Records with interface code:
↓↓↓

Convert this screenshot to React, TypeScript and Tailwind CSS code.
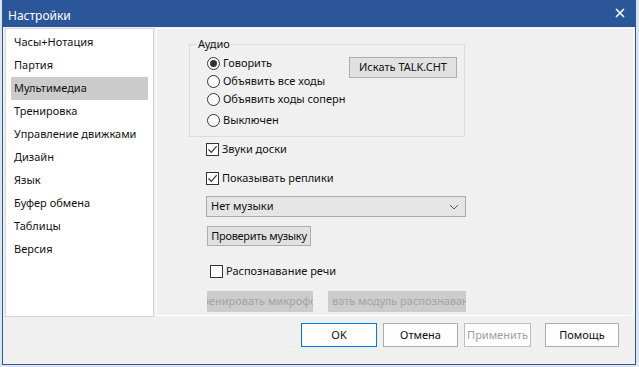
import React from "react";

const font = { fontFamily: '"Noto Sans", "Open Sans", sans-serif' };

const sections = [
  "Часы+Нотация",
  "Партия",
  "Мультимедиа",
  "Тренировка",
  "Управление движками",
  "Дизайн",
  "Язык",
  "Буфер обмена",
  "Таблицы",
  "Версия",
];

function Radio({ checked, label, h }: { checked?: boolean; label: string; h: string }) {
  return (
    <div className={`flex items-center gap-[3px] ${h}`}>
      <span className="shrink-0 w-[13px] h-[13px] rounded-full border border-[#333] bg-white flex items-center justify-center">
        {checked && <span className="w-[7px] h-[7px] rounded-full bg-[#333]" />}
      </span>
      <span>{label}</span>
    </div>
  );
}

function Check({ checked, label }: { checked?: boolean; label: string }) {
  return (
    <div className="flex items-center gap-[3px] h-[16px]">
      <span className="shrink-0 w-[13px] h-[13px] border border-[#333] bg-white flex items-center justify-center">
        {checked && (
          <svg width="11" height="11" viewBox="0 0 11 11">
            <path d="M1.5 5.5 L4.3 8.3 L9.7 2.2" fill="none" stroke="#333" strokeWidth="1.2" />
          </svg>
        )}
      </span>
      <span>{label}</span>
    </div>
  );
}

export default function App() {
  return (
    <div className="w-[639px] h-[367px] bg-[#dbe5f1] overflow-hidden text-[11px] text-[#111]" style={font}>
      <div className="ml-[2px] w-[634px] h-[365px] flex flex-col border-x border-b border-[#2b579a] bg-[#f0f0f0]">
        {/* title bar */}
        <div className="h-[27px] bg-[#2b579a] flex items-center justify-between pl-[6px] pr-[11px] text-white text-[12px] -mx-px">
          <span className="pt-[4px]">Настройки</span>
          <svg width="10" height="10" viewBox="0 0 10 10" className="-mt-[1px]">
            <path d="M1 1 L9 9 M9 1 L1 9" stroke="#fff" strokeWidth="1.6" />
          </svg>
        </div>

        <div className="flex mt-[1px] ml-[2px] mr-[1px] h-[289px]">
          {/* section list */}
          <div className="w-[149px] bg-white border border-[#d5d5d5] pt-[2px] px-[5px]">
            {sections.map((s) => (
              <div
                key={s}
                className={`h-[23px] pl-[3px] flex items-center ${s === "Мультимедиа" ? "bg-[#cccccc]" : ""}`}
              >
                {s}
              </div>
            ))}
          </div>

          {/* multimedia page */}
          <div className="flex-1 ml-[2px] border border-white pt-[7px] h-[288px]">
            <fieldset className="ml-[32px] w-[276px] border border-[#dcdcdc] pl-[7px] pb-[4px]">
              <legend className="px-[1px] leading-[16px]">Аудио</legend>
              <div className="flex pl-[10px] pt-[2px]">
                <div className="w-[142px] whitespace-nowrap">
                  <Radio checked label="Говорить" h="h-[18px]" />
                  <Radio label="Объявить все ходы" h="h-[19px]" />
                  <Radio label="Объявить ходы соперн" h="h-[17px]" />
                  <Radio label="Выключен" h="h-[24px]" />
                </div>
                <button className="mt-[3px] w-[108px] h-[21px] bg-[#e1e1e1] border border-[#adadad] flex items-center justify-center">
                  Искать TALK.CHT
                </button>
              </div>
            </fieldset>

            <div className="ml-[49px] mt-[4px]">
              <Check checked label="Звуки доски" />
            </div>
            <div className="ml-[49px] mt-[13px]">
              <Check checked label="Показывать реплики" />
            </div>

            <div className="ml-[49px] mt-[10px] w-[260px] h-[21px] bg-[#e5e5e5] border border-[#acacac] flex items-center justify-between pl-[4px] pr-[6px]">
              <span>Нет музыки</span>
              <svg width="10" height="6" viewBox="0 0 10 6">
                <path d="M1 1 L5 5 L9 1" fill="none" stroke="#555" strokeWidth="1" />
              </svg>
            </div>

            <button className="ml-[50px] mt-[9px] w-[104px] h-[20px] bg-[#e1e1e1] border border-[#adadad] flex items-center justify-center whitespace-nowrap tracking-[-0.3px]">
              Проверить музыку
            </button>

            <div className="ml-[53px] mt-[17px]">
              <Check label="Распознавание речи" />
            </div>

            <div className="ml-[50px] mt-[12px] flex gap-[15px] text-[#a3a3a3]">
              <div className="w-[106px] h-[21px] bg-[#cccccc] flex items-center justify-center overflow-hidden whitespace-nowrap">
                <span className="shrink-0">Тренировать микрофон</span>
              </div>
              <div className="w-[138px] h-[21px] bg-[#cccccc] flex items-center overflow-hidden whitespace-nowrap pl-[4px]">
                <span className="shrink-0">вать модуль распознавания</span>
              </div>
            </div>
          </div>
        </div>

        {/* dialog buttons */}
        <div className="flex justify-end pr-[16px] mt-[6px]">
          <button className="w-[76px] h-[24px] bg-[#fdfdfd] border border-[#0078d7]">OK</button>
          <button className="ml-[6px] w-[75px] h-[24px] bg-[#fdfdfd] border border-[#adadad]">Отмена</button>
          <button className="ml-[6px] w-[67px] h-[24px] bg-[#fdfdfd] border border-[#bfbfbf] text-[#a0a0a0]">
            Применить
          </button>
          <button className="ml-[14px] w-[74px] h-[24px] bg-[#fdfdfd] border border-[#adadad]">Помощь</button>
        </div>
      </div>
    </div>
  );
}
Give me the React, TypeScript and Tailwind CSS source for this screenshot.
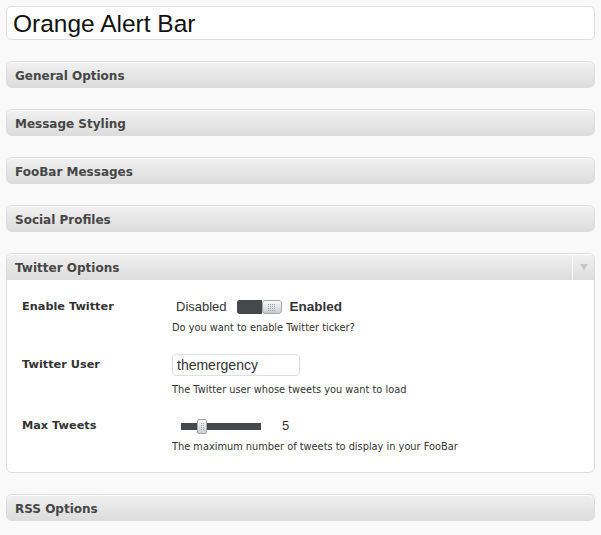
import React from 'react';

const verdana = { fontFamily: '"DejaVu Sans", Verdana, sans-serif' };
const arial = { fontFamily: '"Liberation Sans", Arial, sans-serif' };

function Grip({ cols, rows }: { cols: number; rows: number }) {
  const dots = [];
  for (let r = 0; r < rows; r++)
    for (let c = 0; c < cols; c++)
      dots.push(<rect key={`${r}-${c}`} x={c * 2} y={r * 2} width="1" height="1" fill="#9aa0a6" />);
  return (
    <svg width={cols * 2 - 1} height={rows * 2 - 1}>
      {dots}
    </svg>
  );
}

function Header({ title }: { title: string }) {
  return (
    <div className="h-[27px] flex items-center rounded-[6px] border border-[#dcdcdc] bg-gradient-to-b from-[#f1f1f1] to-[#dcdcdc] px-[8px] pt-[2px] shadow-[inset_0_1px_0_#fff]">
      <span className="text-[12px] font-bold text-[#464646]" style={verdana}>
        {title}
      </span>
    </div>
  );
}

function Toggle() {
  return (
    <div className="ml-[4px] flex items-center">
      <span className="text-[13px] text-[#333]" style={arial}>Disabled</span>
      <div className="ml-[10px] flex h-[14px] w-[45px] overflow-hidden rounded-[3px]">
        <div className="w-[25px] bg-[#46494c]" />
        <div className="flex flex-1 items-center justify-center rounded-[3px] border border-[#a3a7ab] bg-gradient-to-b from-[#fbfbfb] to-[#c9ccd0]">
          <Grip cols={4} rows={4} />
        </div>
      </div>
      <span className="ml-[8px] text-[13.5px] font-bold text-[#333]" style={arial}>Enabled</span>
    </div>
  );
}

function Slider() {
  return (
    <div className="flex items-center">
      <div className="relative ml-[9px] h-[7px] w-[80px] bg-[#46494c]">
        <div className="absolute left-[16px] top-[-4px] flex h-[15px] w-[10px] items-center justify-center rounded-[2px] border border-[#a3a7ab] bg-gradient-to-b from-[#fbfbfb] to-[#c9ccd0]">
          <Grip cols={2} rows={4} />
        </div>
      </div>
      <span className="ml-[21px] text-[13px] text-[#333]" style={arial}>5</span>
    </div>
  );
}

function Row({
  label,
  control,
  desc,
  descGap,
}: {
  label: string;
  control: React.ReactNode;
  desc: string;
  descGap: string;
}) {
  return (
    <div className="flex">
      <div className="flex h-[22px] w-[150px] shrink-0 items-center">
        <span className="text-[11.3px] font-bold text-[#333]" style={verdana}>
          {label}
        </span>
      </div>
      <div className="flex flex-col">
        <div className="flex h-[22px] items-center">{control}</div>
        <div className={`${descGap} text-[9.8px] leading-[14px] text-[#333]`} style={verdana}>
          {desc}
        </div>
      </div>
    </div>
  );
}

export default function App() {
  return (
    <div className="min-h-[535px] bg-[#f9f9f9] px-[6px] pt-[6px]">
      <div className="flex flex-col gap-[21px]">
        <div className="flex h-[34px] items-center rounded-[5px] border border-[#dfdfdf] bg-white px-[6px] pt-[2px]">
          <span className="text-[24.5px] text-[#111]" style={arial}>Orange Alert Bar</span>
        </div>
        <Header title="General Options" />
        <Header title="Message Styling" />
        <Header title="FooBar Messages" />
        <Header title="Social Profiles" />
        <div className="overflow-hidden rounded-[6px] border border-[#dcdcdc] bg-white">
          <div className="flex h-[26px] items-stretch bg-gradient-to-b from-[#f1f1f1] to-[#dcdcdc] shadow-[inset_0_1px_0_#fff]">
            <div className="flex flex-1 items-center px-[8px] pt-[2px]">
              <span className="text-[12px] font-bold text-[#464646]" style={verdana}>
                Twitter Options
              </span>
            </div>
            <div className="flex w-[22px] items-center justify-center border-l border-l-[#f8f8f8]">
              <svg width="8" height="6" viewBox="0 0 8 6">
                <polygon points="0,0 8,0 4,6" fill="#c4c4c4" />
              </svg>
            </div>
          </div>
          <div className="flex flex-col px-[15px] pt-[16px] pb-[18px]">
            <Row label="Enable Twitter" control={<Toggle />} desc="Do you want to enable Twitter ticker?" descGap="mt-[3px]" />
            <div className="mt-[19px]">
              <Row
                label="Twitter User"
                control={
                  <div className="flex h-[22px] w-[128px] items-center rounded-[4px] border border-[#dfdfdf] bg-white px-[4px]">
                    <span className="text-[14px] text-[#333]" style={arial}>themergency</span>
                  </div>
                }
                desc="The Twitter user whose tweets you want to load"
                descGap="mt-[7px]"
              />
            </div>
            <div className="mt-[18px]">
              <Row label="Max Tweets" control={<Slider />} desc="The maximum number of tweets to display in your FooBar" descGap="mt-[3px]" />
            </div>
          </div>
        </div>
        <Header title="RSS Options" />
      </div>
    </div>
  );
}
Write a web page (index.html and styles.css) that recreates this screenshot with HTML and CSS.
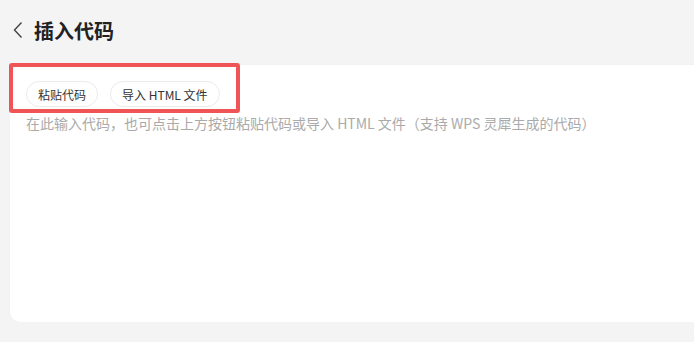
FILE: index.html
```html
<!DOCTYPE html>
<html lang="zh-CN">
<head>
  <meta charset="UTF-8">
  <title>插入代码</title>
  <link rel="stylesheet" href="styles.css">
</head>
<body>

  <div class="top">
    <svg class="back" width="12" height="18" viewBox="0 0 12 18">
      <path d="M9.5 1.5 L2.5 9 L9.5 16.5" fill="none" stroke="#444" stroke-width="1.4"/>
    </svg>
    <h1>插入代码</h1>
  </div>

  <div class="card">
    <div class="mark"></div>
    <div class="tools">
      <button class="pill">粘贴代码</button>
      <button class="pill">导入 HTML 文件</button>
    </div>
    <div class="hint">在此输入代码，也可点击上方按钮粘贴代码或导入 HTML 文件（支持 WPS 灵犀生成的代码）</div>
  </div>

</body>
</html>
```
FILE: styles.css
```css
body {
  margin: 0;
  background: #f4f4f4;
  font-family: "Noto Sans CJK SC", "Noto Sans", sans-serif;
  overflow: hidden;
}

.top {
  display: flex;
  align-items: center;
  height: 60px;
  padding-left: 12px;
  gap: 10px;
}

.top h1 {
  margin: 0;
  font-size: 20px;
  font-weight: bold;
  color: #222;
}

.back {
  display: block;
}

.card {
  position: relative;
  background: #fff;
  margin: 5px -30px 0 10px;
  height: 257px;
  border-radius: 10px;
  padding: 16px 16px;
  box-sizing: border-box;
  box-shadow: 0 0 2px rgba(0, 0, 0, 0.04);
}

.mark {
  position: absolute;
  left: -1px;
  top: -2px;
  width: 223px;
  height: 42px;
  border: 4px solid #ef5457;
  border-radius: 3px;
}

.tools {
  display: flex;
  gap: 12px;
}

.pill {
  height: 26px;
  padding: 0 11px;
  border: 1px solid #ebebeb;
  border-radius: 13px;
  background: #fff;
  font-family: inherit;
  font-size: 12px;
  color: #333;
}

.pill.wide {
  padding: 0 10px;
}

.hint {
  margin-top: 6px;
  font-size: 14px;
  color: #aaa;
}
```
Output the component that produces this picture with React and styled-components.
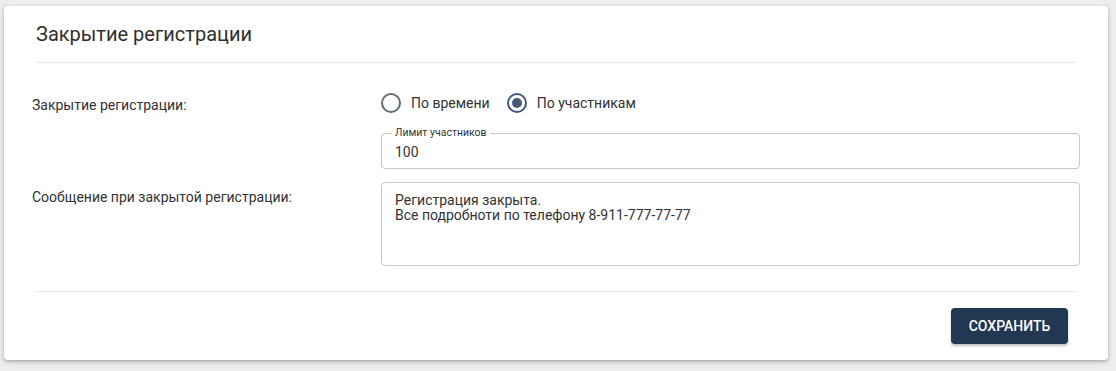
import React, { useState } from "react";
import styled, { createGlobalStyle } from "styled-components";

const Global = createGlobalStyle`
  html, body { margin: 0; padding: 0; background: #ededed; }
  body { font-family: Roboto, "Liberation Sans", Arial, sans-serif; color: #333; }
  * { box-sizing: border-box; }
`;

const Page = styled.div`
  padding: 6px 8px 11px 4px;
`;

const Card = styled.section`
  background: #fff;
  border-radius: 4px;
  box-shadow: 0 2px 5px rgba(0, 0, 0, 0.22), 0 1px 2px rgba(0, 0, 0, 0.12);
  padding: 0 32px 16px;
  height: 354px;
`;

const Header = styled.header`
  padding: 16px 0;
  border-bottom: 1px solid #e8e8e8;
`;

const Title = styled.h2`
  margin: 0;
  font-size: 20px;
  line-height: 24px;
  font-weight: 400;
  color: #2f2f2f;
`;

const Body = styled.div`
  padding: 29px 0 25px;
  border-bottom: 1px solid #e8e8e8;
`;

const Form = styled.div`
  display: grid;
  grid-template-columns: 349px 1fr;
  row-gap: 13px;
  margin: 0 -4px;
`;

const Label = styled.div`
  font-size: 14px;
  line-height: 20px;
  padding-top: ${(p) => p.$top}px;
  color: #333;
`;

const Column = styled.div`
  display: flex;
  flex-direction: column;
`;

const RadioGroup = styled.div`
  display: flex;
  align-items: center;
  height: 22px;
`;

const RadioItem = styled.label`
  display: flex;
  align-items: center;
  gap: 10px;
  margin-right: 17px;
  font-size: 14px;
  line-height: 20px;
  color: #333;
  cursor: pointer;
`;

const RadioCircle = styled.span`
  width: 20px;
  height: 20px;
  border-radius: 50%;
  border: 2px solid ${(p) => (p.$checked ? "#44587a" : "#626c74")};
  display: flex;
  align-items: center;
  justify-content: center;
  &::after {
    content: "";
    width: 10px;
    height: 10px;
    border-radius: 50%;
    background: #44587a;
    display: ${(p) => (p.$checked ? "block" : "none")};
  }
`;

const Outlined = styled.fieldset`
  margin: 13px 0 0;
  padding: 0 13px;
  border: 1px solid #c8c8c8;
  border-radius: 4px;
  height: 42px;
`;

const Legend = styled.legend`
  font-size: 10.5px;
  line-height: 12px;
  padding: 0 3px;
  margin-left: -3px;
  color: #333;
`;

const Input = styled.input`
  border: none;
  outline: none;
  width: 100%;
  height: 28px;
  padding: 0 0 3px;
  font-family: inherit;
  font-size: 14px;
  color: #333;
  background: transparent;
`;

const TextArea = styled.textarea`
  display: block;
  width: 100%;
  height: 84px;
  resize: none;
  border: 1px solid #c8c8c8;
  border-radius: 4px;
  padding: 10px 13px;
  font-family: inherit;
  font-size: 14px;
  line-height: 14.5px;
  color: #333;
  outline: none;
`;

const Footer = styled.div`
  display: flex;
  justify-content: flex-end;
  padding: 16px 8px 0 0;
`;

const Button = styled.button`
  height: 36px;
  width: 117px;
  border: none;
  border-radius: 4px;
  background: #223752;
  color: #fff;
  font-family: inherit;
  font-size: 14px;
  font-weight: 500;
  text-transform: uppercase;
  box-shadow: 0 2px 3px rgba(0, 0, 0, 0.25);
  cursor: pointer;
`;

export default function App() {
  const [mode, setMode] = useState("participants");
  return (
    <>
      <Global />
      <Page>
        <Card>
          <Header>
            <Title>Закрытие регистрации</Title>
          </Header>
          <Body>
            <Form>
              <Label $top={3}>Закрытие регистрации:</Label>
              <Column>
                <RadioGroup>
                  <RadioItem onClick={() => setMode("time")}>
                    <RadioCircle $checked={mode === "time"} />
                    По времени
                  </RadioItem>
                  <RadioItem onClick={() => setMode("participants")}>
                    <RadioCircle $checked={mode === "participants"} />
                    По участникам
                  </RadioItem>
                </RadioGroup>
                <Outlined>
                  <Legend>Лимит участников</Legend>
                  <Input defaultValue="100" />
                </Outlined>
              </Column>
              <Label $top={5}>Сообщение при закрытой регистрации:</Label>
              <TextArea
                defaultValue={"Регистрация закрыта.\nВсе подробноти по телефону 8-911-777-77-77"}
              />
            </Form>
          </Body>
          <Footer>
            <Button>Сохранить</Button>
          </Footer>
        </Card>
      </Page>
    </>
  );
}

↑↑↑

Copy every line above in which the string "screenshot" shows up.

▶ _Result of this task_:
Convert this screenshot to React, TypeScript and Tailwind CSS code.
Give me the React, TypeScript and Tailwind CSS source for this screenshot.
Write a web page (index.html and styles.css) that recreates this screenshot with HTML and CSS.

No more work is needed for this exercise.